## TASK TO COMPLETE
Will you output all of the data below exactly, omitting the images?

## DATA SECTION
· · ·
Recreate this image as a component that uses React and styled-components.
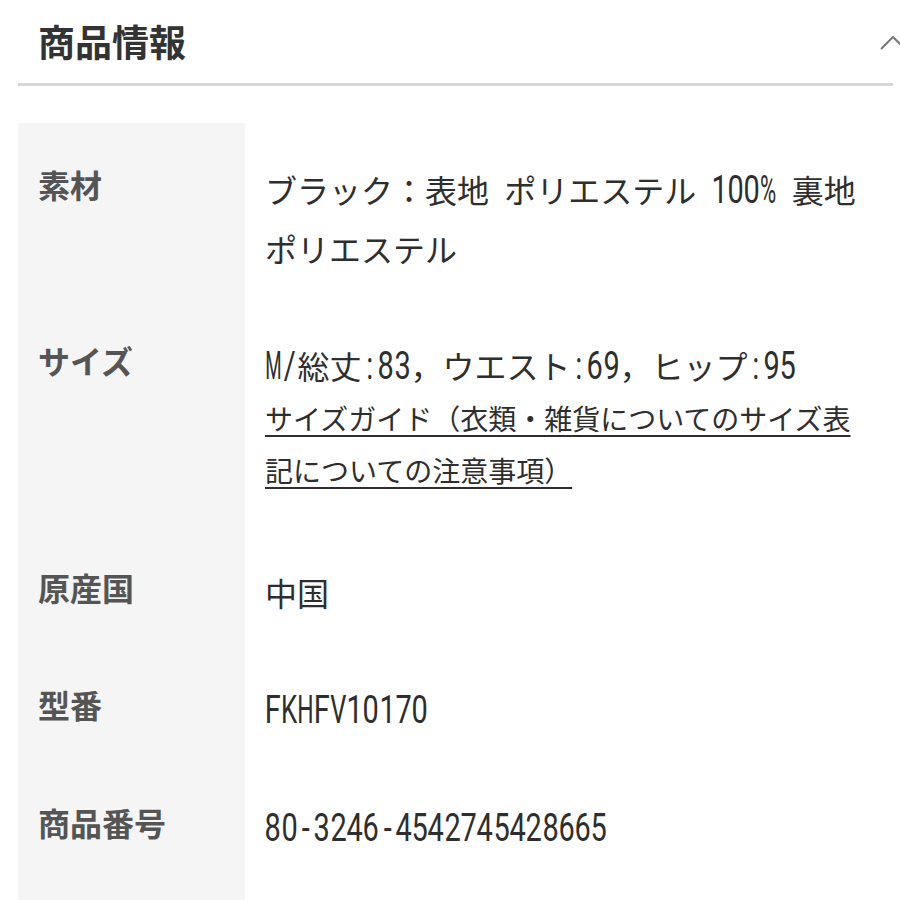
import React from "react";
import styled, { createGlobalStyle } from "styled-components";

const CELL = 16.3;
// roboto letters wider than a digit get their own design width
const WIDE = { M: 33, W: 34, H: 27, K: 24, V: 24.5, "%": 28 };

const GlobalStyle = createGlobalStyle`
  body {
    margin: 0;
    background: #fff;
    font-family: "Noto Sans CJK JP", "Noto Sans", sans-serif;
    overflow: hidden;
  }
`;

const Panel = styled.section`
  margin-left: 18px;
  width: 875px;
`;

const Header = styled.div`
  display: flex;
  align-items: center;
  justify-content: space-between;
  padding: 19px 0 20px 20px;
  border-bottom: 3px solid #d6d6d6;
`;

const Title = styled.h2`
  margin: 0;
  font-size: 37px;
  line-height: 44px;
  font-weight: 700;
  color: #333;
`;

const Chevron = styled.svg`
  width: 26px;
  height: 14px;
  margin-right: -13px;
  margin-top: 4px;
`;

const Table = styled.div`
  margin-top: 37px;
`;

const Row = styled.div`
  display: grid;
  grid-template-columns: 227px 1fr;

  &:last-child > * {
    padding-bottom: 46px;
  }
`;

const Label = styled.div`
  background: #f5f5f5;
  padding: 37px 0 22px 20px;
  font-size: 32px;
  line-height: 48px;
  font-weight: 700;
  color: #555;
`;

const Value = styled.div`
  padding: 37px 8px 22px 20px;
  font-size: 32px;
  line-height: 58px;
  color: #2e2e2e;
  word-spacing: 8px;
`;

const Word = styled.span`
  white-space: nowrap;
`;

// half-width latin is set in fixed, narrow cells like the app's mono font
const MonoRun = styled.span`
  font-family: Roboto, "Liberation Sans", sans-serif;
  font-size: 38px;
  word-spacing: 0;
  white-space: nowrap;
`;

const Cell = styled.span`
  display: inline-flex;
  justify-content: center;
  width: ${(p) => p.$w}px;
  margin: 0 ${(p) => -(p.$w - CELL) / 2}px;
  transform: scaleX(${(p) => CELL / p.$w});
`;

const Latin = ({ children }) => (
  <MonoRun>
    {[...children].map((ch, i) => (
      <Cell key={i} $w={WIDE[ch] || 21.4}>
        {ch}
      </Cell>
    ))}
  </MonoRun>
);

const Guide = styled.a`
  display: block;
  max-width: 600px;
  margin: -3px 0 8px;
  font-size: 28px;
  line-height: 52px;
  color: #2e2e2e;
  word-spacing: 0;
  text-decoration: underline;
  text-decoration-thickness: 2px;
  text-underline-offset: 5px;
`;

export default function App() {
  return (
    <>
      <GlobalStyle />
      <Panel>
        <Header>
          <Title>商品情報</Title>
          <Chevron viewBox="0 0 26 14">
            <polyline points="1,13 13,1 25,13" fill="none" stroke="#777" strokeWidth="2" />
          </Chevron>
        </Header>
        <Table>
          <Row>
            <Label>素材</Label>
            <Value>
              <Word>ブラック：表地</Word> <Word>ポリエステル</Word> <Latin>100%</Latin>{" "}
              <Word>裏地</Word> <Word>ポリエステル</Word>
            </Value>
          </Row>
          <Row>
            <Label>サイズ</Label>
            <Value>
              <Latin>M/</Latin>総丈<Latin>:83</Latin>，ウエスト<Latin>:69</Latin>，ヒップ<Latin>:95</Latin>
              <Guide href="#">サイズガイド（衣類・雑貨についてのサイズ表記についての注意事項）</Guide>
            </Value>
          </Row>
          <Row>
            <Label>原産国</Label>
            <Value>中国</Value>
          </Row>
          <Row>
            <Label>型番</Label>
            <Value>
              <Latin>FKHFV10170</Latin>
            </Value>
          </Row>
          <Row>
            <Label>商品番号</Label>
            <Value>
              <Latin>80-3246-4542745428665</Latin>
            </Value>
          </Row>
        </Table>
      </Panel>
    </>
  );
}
· · ·
## FULL SOLUTION
Recreate this image as a component that uses React and styled-components.
import React from "react";
import styled, { createGlobalStyle } from "styled-components";

const CELL = 16.3;
// roboto letters wider than a digit get their own design width
const WIDE = { M: 33, W: 34, H: 27, K: 24, V: 24.5, "%": 28 };

const GlobalStyle = createGlobalStyle`
  body {
    margin: 0;
    background: #fff;
    font-family: "Noto Sans CJK JP", "Noto Sans", sans-serif;
    overflow: hidden;
  }
`;

const Panel = styled.section`
  margin-left: 18px;
  width: 875px;
`;

const Header = styled.div`
  display: flex;
  align-items: center;
  justify-content: space-between;
  padding: 19px 0 20px 20px;
  border-bottom: 3px solid #d6d6d6;
`;

const Title = styled.h2`
  margin: 0;
  font-size: 37px;
  line-height: 44px;
  font-weight: 700;
  color: #333;
`;

const Chevron = styled.svg`
  width: 26px;
  height: 14px;
  margin-right: -13px;
  margin-top: 4px;
`;

const Table = styled.div`
  margin-top: 37px;
`;

const Row = styled.div`
  display: grid;
  grid-template-columns: 227px 1fr;

  &:last-child > * {
    padding-bottom: 46px;
  }
`;

const Label = styled.div`
  background: #f5f5f5;
  padding: 37px 0 22px 20px;
  font-size: 32px;
  line-height: 48px;
  font-weight: 700;
  color: #555;
`;

const Value = styled.div`
  padding: 37px 8px 22px 20px;
  font-size: 32px;
  line-height: 58px;
  color: #2e2e2e;
  word-spacing: 8px;
`;

const Word = styled.span`
  white-space: nowrap;
`;

// half-width latin is set in fixed, narrow cells like the app's mono font
const MonoRun = styled.span`
  font-family: Roboto, "Liberation Sans", sans-serif;
  font-size: 38px;
  word-spacing: 0;
  white-space: nowrap;
`;

const Cell = styled.span`
  display: inline-flex;
  justify-content: center;
  width: ${(p) => p.$w}px;
  margin: 0 ${(p) => -(p.$w - CELL) / 2}px;
  transform: scaleX(${(p) => CELL / p.$w});
`;

const Latin = ({ children }) => (
  <MonoRun>
    {[...children].map((ch, i) => (
      <Cell key={i} $w={WIDE[ch] || 21.4}>
        {ch}
      </Cell>
    ))}
  </MonoRun>
);

const Guide = styled.a`
  display: block;
  max-width: 600px;
  margin: -3px 0 8px;
  font-size: 28px;
  line-height: 52px;
  color: #2e2e2e;
  word-spacing: 0;
  text-decoration: underline;
  text-decoration-thickness: 2px;
  text-underline-offset: 5px;
`;

export default function App() {
  return (
    <>
      <GlobalStyle />
      <Panel>
        <Header>
          <Title>商品情報</Title>
          <Chevron viewBox="0 0 26 14">
            <polyline points="1,13 13,1 25,13" fill="none" stroke="#777" strokeWidth="2" />
          </Chevron>
        </Header>
        <Table>
          <Row>
            <Label>素材</Label>
            <Value>
              <Word>ブラック：表地</Word> <Word>ポリエステル</Word> <Latin>100%</Latin>{" "}
              <Word>裏地</Word> <Word>ポリエステル</Word>
            </Value>
          </Row>
          <Row>
            <Label>サイズ</Label>
            <Value>
              <Latin>M/</Latin>総丈<Latin>:83</Latin>，ウエスト<Latin>:69</Latin>，ヒップ<Latin>:95</Latin>
              <Guide href="#">サイズガイド（衣類・雑貨についてのサイズ表記についての注意事項）</Guide>
            </Value>
          </Row>
          <Row>
            <Label>原産国</Label>
            <Value>中国</Value>
          </Row>
          <Row>
            <Label>型番</Label>
            <Value>
              <Latin>FKHFV10170</Latin>
            </Value>
          </Row>
          <Row>
            <Label>商品番号</Label>
            <Value>
              <Latin>80-3246-4542745428665</Latin>
            </Value>
          </Row>
        </Table>
      </Panel>
    </>
  );
}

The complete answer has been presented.